High perceptual sensitivity to spectral characteristics in earlier sounds was likely facilitated by extremely low acoustic variability across contexts. Each trial presented one of two filtered versions of the same context sentence, making acoustic variability from trial to trial extremely low. Assgari and colleagues have shown that acoustic variability across context sentences can diminish SCEs. When +5 dB spectral amplification was added to context sentences, hearing 200 different talkers resulted in smaller SCEs than hearing the same talker on every trial (Assgari & Stilp, 2015). Subsequent experiments revealed that variability in the talkers’ fundamental frequencies but not their gender modulated this relationship (Assgari et al., 2016). However, when large (+20 dB) spectral peaks were added to context sentences, SCE magnitudes were comparable irrespective of the number of talkers (Assgari & Stilp, 2015). Thus, if preceding contexts exhibit little acoustic variability from trial to trial, SCEs can be produced by very small spectral amplification (as in the present experiments); if contexts exhibit high acoustic variability, larger amounts of spectral amplification may be required to produce SCEs.

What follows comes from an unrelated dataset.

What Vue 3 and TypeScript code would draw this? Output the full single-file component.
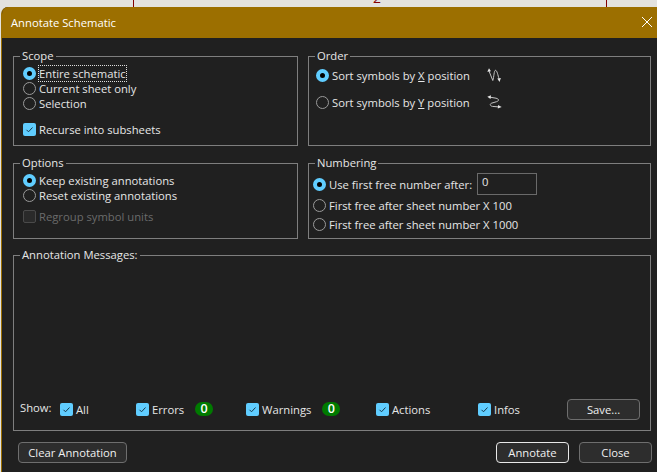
<template>
  <div class="page">
    <!-- schematic behind the dialog -->
    <div class="sheet-mark mark-a"></div>
    <div class="sheet-mark mark-b"></div>
    <span class="sheet-num">2</span>

    <div class="dialog">
      <header class="titlebar">
        <span class="title">Annotate Schematic</span>
        <svg class="close-x" width="10" height="10" viewBox="0 0 10 10">
          <path d="M0 0l10 10M10 0L0 10" stroke="#fff" stroke-width="1" fill="none" />
        </svg>
      </header>

      <div class="content">
        <div class="groups">
          <fieldset class="group scope">
            <legend>Scope</legend>
            <label class="row"><i class="radio on"></i><span class="focus">Entire schematic</span></label>
            <label class="row"><i class="radio"></i>Current sheet only</label>
            <label class="row"><i class="radio"></i>Selection</label>
            <label class="row recurse"><i class="check on"><svg viewBox="0 0 13 13"><path d="M3.500 6.800l2 2 4-4.300" /></svg></i>Recurse into subsheets</label>
          </fieldset>

          <fieldset class="group order">
            <legend>Order</legend>
            <div class="order-row">
              <label class="row sort-label"><i class="radio on"></i><span>Sort symbols by <u>X</u> position</span></label>
              <svg class="sort-icon" width="15" height="15" viewBox="0 0 15 15">
                <path d="M2 3l3.800 9.500C7 9 7 2.300 8.500 2.300c1.500 0 2.500 5.200 3.500 8.500" />
                <path class="fill" d="M0.300 3.800L2 0.300l2 3zM10.300 10.500l3.600-.5-1.400 4z" />
              </svg>
            </div>
            <div class="order-row second">
              <label class="row sort-label"><i class="radio"></i><span>Sort symbols by <u>Y</u> position</span></label>
              <svg class="sort-icon" width="15" height="15" viewBox="0 0 15 15">
                <path d="M3 2.200l6 1c3.500.8 3 2.800.5 3.500L4.500 8.200c-2 .8-1.500 2.800 1 3.200l6 .5" />
                <path class="fill" d="M4 0.300L3.500 4 0.300 1.800zM11 10l-.2 3.600 3.900-1.600z" />
              </svg>
            </div>
          </fieldset>

          <fieldset class="group options">
            <legend>Options</legend>
            <label class="row"><i class="radio on"></i>Keep existing annotations</label>
            <label class="row"><i class="radio"></i>Reset existing annotations</label>
            <label class="row regroup"><i class="check disabled"></i>Regroup symbol units</label>
          </fieldset>

          <fieldset class="group numbering">
            <legend>Numbering</legend>
            <div class="first-row">
              <label class="row num-label"><i class="radio on"></i>Use first free number after:</label>
              <div class="num-input">0</div>
            </div>
            <label class="row"><i class="radio"></i>First free after sheet number X 100</label>
            <label class="row third"><i class="radio"></i>First free after sheet number X 1000</label>
          </fieldset>
        </div>

        <fieldset class="group messages">
          <legend>Annotation Messages:</legend>
          <div class="msg-area"></div>
          <div class="show-row">
            <span class="show-label">Show:</span>
            <label v-for="f in filters" :key="f.name" class="row filter" :class="f.cls">
              <i class="check on"><svg viewBox="0 0 13 13"><path d="M3.500 6.800l2 2 4-4.300" /></svg></i>{{ f.name }}
              <b v-if="f.count !== undefined" class="badge">{{ f.count }}</b>
            </label>
            <button class="btn save">Save...</button>
          </div>
        </fieldset>

        <footer class="footer">
          <button class="btn clear">Clear Annotation</button>
          <span class="spacer"></span>
          <button class="btn primary">Annotate</button>
          <button class="btn">Close</button>
        </footer>
      </div>
    </div>
  </div>
</template>

<script setup lang="ts">
interface ShowFilter {
  name: string
  cls: string
  count?: number
}

const filters: ShowFilter[] = [
  { name: 'All', cls: 'f-all' },
  { name: 'Errors', cls: 'f-errors', count: 0 },
  { name: 'Warnings', cls: 'f-warnings', count: 0 },
  { name: 'Actions', cls: 'f-actions' },
  { name: 'Infos', cls: 'f-infos' }
]
</script>

<style>
html, body { margin: 0; background: #e3e2df; }
</style>

<style scoped>
.page {
  position: relative;
  width: 657px;
  height: 472px;
  overflow: hidden;
  padding: 7px 0 0 1px;
  box-sizing: border-box;
  background: #e3e2df;
  font-family: "Open Sans", "Noto Sans", "Liberation Sans", sans-serif;
  font-size: 11.250px;
  color: #e6e6e6;
}
.sheet-mark {
  position: absolute;
  top: 0;
  width: 1px;
  height: 7px;
  background: #840000;
}
.mark-a { left: 133px; }
.mark-b { left: 606px; }
.sheet-num {
  position: absolute;
  top: -12px;
  left: 373px;
  color: #840000;
  font-size: 14px;
}
.dialog {
  height: 465px;
  background: #202020;
  border-left: 1px solid #9c6f00;
  border-radius: 7px 0 0 0;
  overflow: hidden;
}
.titlebar {
  height: 31px;
  background: #9c6f00;
  display: flex;
  align-items: center;
  justify-content: space-between;
  padding: 0 5px 0 9px;
  color: #fff;
}
.close-x { display: block; margin-top: -1px; }
.content {
  padding: 11px 5px 0 11px;
}
.groups {
  display: grid;
  grid-template-columns: 285px 343px;
  grid-template-rows: 97px 83px;
  column-gap: 10px;
  row-gap: 10px;
}
.group {
  margin: 0;
  min-width: 0;
  border: 1px solid #7e7e7e;
  padding: 3px 9px 0;
  box-sizing: border-box;
}
.group legend {
  padding: 0 2px;
  margin-left: -3px;
  line-height: 14px;
  height: 14px;
  color: #e6e6e6;
}
.row {
  display: flex;
  align-items: center;
  height: 15px;
  white-space: nowrap;
}
.radio {
  flex: none;
  width: 13px;
  height: 13px;
  margin-right: 3px;
  border: 1px solid #9a9a9a;
  border-radius: 50%;
  box-sizing: border-box;
}
.radio.on {
  border: 4px solid #60cdff;
  background: #000;
}
.check {
  flex: none;
  width: 13px;
  height: 13px;
  margin-right: 3px;
  border-radius: 2px;
  box-sizing: border-box;
}
.check.on { background: #60cdff; }
.check svg { display: block; width: 13px; height: 13px; }
.check path { fill: none; stroke: #16384a; stroke-width: 1; }
.check.disabled { border: 1px solid #4a4a4a; background: #2a2a2a; }
.focus { outline: 1px dotted #ddd; outline-offset: 0; }
.recurse { margin-top: 11px; }
.regroup { margin-top: 6px; color: #6b6b6b; }

.order { padding: 0 7px; }
.order legend { margin-left: -1px; }
.order-row {
  display: flex;
  align-items: center;
  height: 15px;
  margin-top: 5px;
}
.order-row.second { margin-top: 12px; }
.sort-label { width: 171px; }
.sort-icon { flex: none; }
.sort-icon path { fill: none; stroke: #c4c4c4; stroke-width: 1; }
.sort-icon path.fill { fill: #e4e4e4; stroke: none; }

.numbering { padding-left: 4px; }
.numbering legend { margin-left: 2px; }
.first-row {
  display: flex;
  align-items: center;
  height: 22px;
}
.num-label { width: 164px; }
.num-input {
  width: 60px;
  height: 22px;
  padding: 0 0 2px 4px;
  box-sizing: border-box;
  border: 1px solid #6a6a6a;
  line-height: 16px;
}
.third { margin-top: 4px; }
.first-row + .row { margin-top: 3px; }

.messages {
  width: 638px;
  height: 183px;
  margin-top: 9px;
  padding: 0 9px 0 6px;
}
.messages legend { margin-left: 0; }
.msg-area { height: 137px; }
.show-row {
  display: flex;
  align-items: center;
  height: 21px;
}
.show-label { width: 40px; margin-top: -4px; }
.filter { margin-top: 0; }
.f-all { width: 76px; }
.f-errors { width: 110px; }
.f-warnings { width: 130px; }
.f-actions { width: 102px; }
.f-infos { width: 89px; }
.badge {
  width: 18px;
  height: 14px;
  margin-left: 11px;
  margin-top: -2px;
  border-radius: 7px;
  background: #007a00;
  color: #fff;
  font-size: 12.500px;
  font-weight: 600;
  text-align: center;
  line-height: 14px;
}
.btn {
  height: 21px;
  width: 73px;
  padding: 0;
  box-sizing: border-box;
  border: 1px solid #6e6e6e;
  border-radius: 4px;
  background: #2d2d2d;
  color: #f0f0f0;
  font: inherit;
}
.clear { width: 109px; }
.primary { border-color: #e8e8e8; }
.footer {
  display: flex;
  gap: 10px;
  margin-top: 11px;
  padding-left: 5px;
}
.spacer { flex: 1; }
</style>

In conclusion, the present experiments established the lower limit of perceptual sensitivity to spectral properties of earlier sounds during speech categorization. In vowel categorization and consonant categorization alike, responses were significantly biased by +3 and +4 dB amplification of key frequencies in the context sentence, but were not biased by smaller amounts of spectral amplification. At present, it is difficult to identify common acoustic characteristics that were shared across context sentences that might underlie similar patterns of results. Nevertheless, sensitivity to such modest spectral differences across sounds reinforces the fact that sensory systems are remarkably sensitive to changes in the environment, in this case even relatively small ones.